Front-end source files
+++
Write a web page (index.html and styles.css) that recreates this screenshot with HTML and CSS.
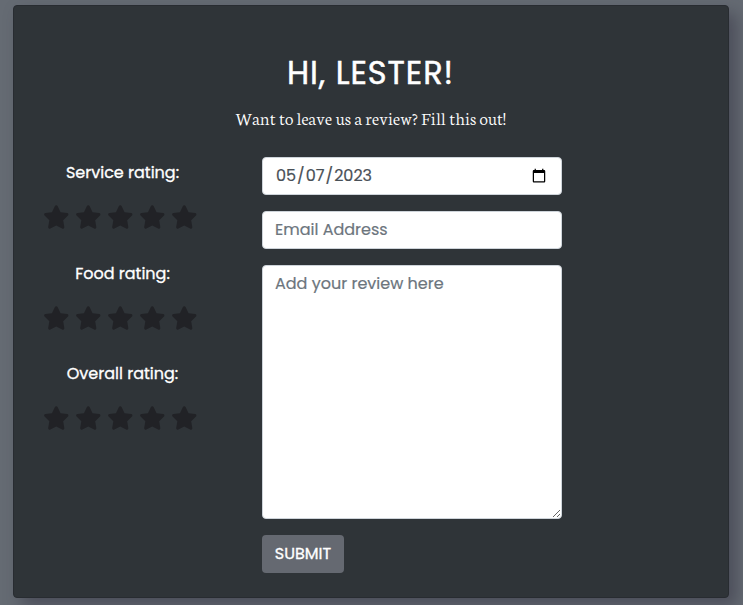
FILE: index.html
```html
<!DOCTYPE html>
<html lang="en">
<head>
<meta charset="utf-8">
<title>Leave a review</title>
<link rel="stylesheet" href="styles.css">
</head>
<body>
<svg class="defs" width="0" height="0" aria-hidden="true">
  <symbol id="star" viewBox="0 0 576 512"><path d="M316.9 18C311.6 7 300.4 0 288.1 0s-23.4 7-28.8 18L195 150.3 51.4 171.5c-12 1.8-22 10.2-25.7 21.7s-.7 24.2 7.9 32.7L137.8 329 113.2 474.7c-2 12 3 24.2 12.9 31.3s23 8 33.8 2.3l128.3-68.5 128.3 68.5c10.8 5.7 23.9 4.9 33.8-2.3s14.9-19.3 12.9-31.3L438.5 329 542.7 225.9c8.6-8.5 11.7-21.2 7.9-32.7s-13.7-19.9-25.7-21.7L381.2 150.3 316.9 18z"/></symbol>
</svg>
<main class="card">
  <h1 class="title">HI, LESTER!</h1>
  <p class="lead">Want to leave us a review? Fill this out!</p>
  <form class="review">
    <div class="ratings">
      <section class="rating">
        <h2 class="label">Service rating:</h2>
        <div class="stars"><svg><use href="#star"/></svg><svg><use href="#star"/></svg><svg><use href="#star"/></svg><svg><use href="#star"/></svg><svg><use href="#star"/></svg></div>
      </section>
      <section class="rating">
        <h2 class="label">Food rating:</h2>
        <div class="stars"><svg><use href="#star"/></svg><svg><use href="#star"/></svg><svg><use href="#star"/></svg><svg><use href="#star"/></svg><svg><use href="#star"/></svg></div>
      </section>
      <section class="rating">
        <h2 class="label">Overall rating:</h2>
        <div class="stars"><svg><use href="#star"/></svg><svg><use href="#star"/></svg><svg><use href="#star"/></svg><svg><use href="#star"/></svg><svg><use href="#star"/></svg></div>
      </section>
    </div>
    <div class="fields">
      <input class="field date" type="date" value="2023-05-07">
      <input class="field email" type="email" placeholder="Email Address">
      <textarea class="field message" placeholder="Add your review here"></textarea>
      <button class="submit" type="button">SUBMIT</button>
    </div>
  </form>
</main>
</body>
</html>
```
FILE: styles.css
```css
* { box-sizing: border-box; }
html, body { height: 100%; }
body {
  margin: 0;
  padding: 5px 14px 0 13px;
  overflow: hidden;
  background: #656b73;
  color: #fff;
  font: 16px/24px Poppins, Inter, sans-serif;
}
.defs { position: absolute; }
.card {
  height: 593px;
  padding: 48px 30px 0;
  border: 1px solid #282c31;
  border-radius: 4px;
  background: #2f3438;
  box-shadow: 8px 8px 16px rgba(52, 50, 65, .5);
}
.title {
  margin: 0;
  padding-right: 1px;
  font-size: 32px;
  font-weight: 400;
  line-height: 38px;
  letter-spacing: .95px;
  text-align: center;
  -webkit-text-stroke: .5px #fff;
}
.lead {
  margin: 14px 0 0;
  padding-right: 1px;
  font: 300 19px/23px Neuton, "Liberation Serif", serif;
  letter-spacing: -.1px;
  word-spacing: .6px;
  text-align: center;
}
.review {
  display: flex;
  margin-top: 28px;
}
.ratings { width: 157px; }
.rating { height: 100.5px; padding-top: 4px; }
.label {
  margin: 0;
  font-size: 16px;
  font-weight: 400;
  line-height: 24px;
  text-align: center;
  -webkit-text-stroke: .3px #fff;
}
.stars {
  display: flex;
  justify-content: center;
  gap: 5px;
  margin-top: 20px;
  padding-right: 5px;
}
.stars svg {
  width: 26.5px;
  height: 24px;
  margin-right: .5px;
  flex: none;
  fill: #212226;
}
.fields {
  display: flex;
  flex-direction: column;
  align-items: flex-start;
  gap: 16px;
  width: 300px;
  margin-left: 61px;
}
.field {
  display: block;
  width: 300px;
  height: 38px;
  margin: 0;
  padding: 6px 12px;
  border: 1px solid #ced4da;
  border-radius: 4px;
  background: #fff;
  color: #495057;
  font: inherit;
  -webkit-text-stroke: .2px currentColor;
}
.email { padding: 5px 12px 7px; }
.field::placeholder { color: #6c757d; opacity: 1; }
.message { height: 254px; resize: vertical; }
.submit {
  width: 82px;
  height: 38px;
  padding: 0;
  border: 0;
  border-radius: 4px;
  background: #656971;
  color: #fff;
  font: 400 16px/24px Poppins, Inter, sans-serif;
  -webkit-text-stroke: .3px #fff;
}
```
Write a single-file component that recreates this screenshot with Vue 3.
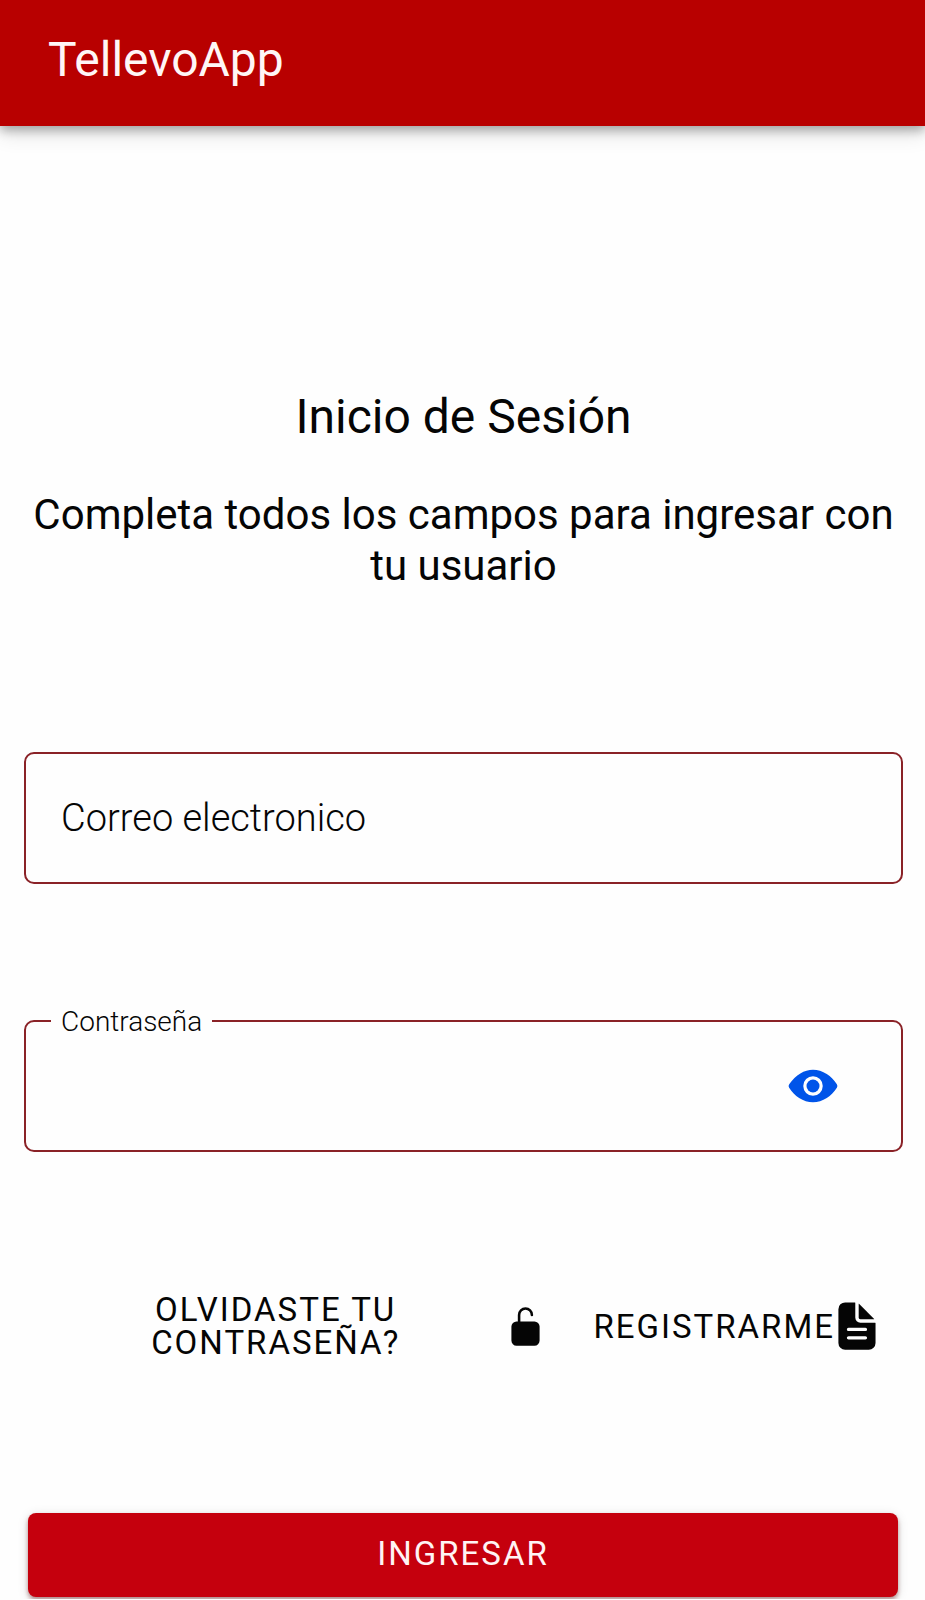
+++
### PROBLEM DESCRIPTION
From the data, pick out every line that includes "with".

### FULL ANSWER
Write a web page (index.html and styles.css) that recreates this screenshot with HTML and CSS.
Write a single-file component that recreates this screenshot with Vue 3.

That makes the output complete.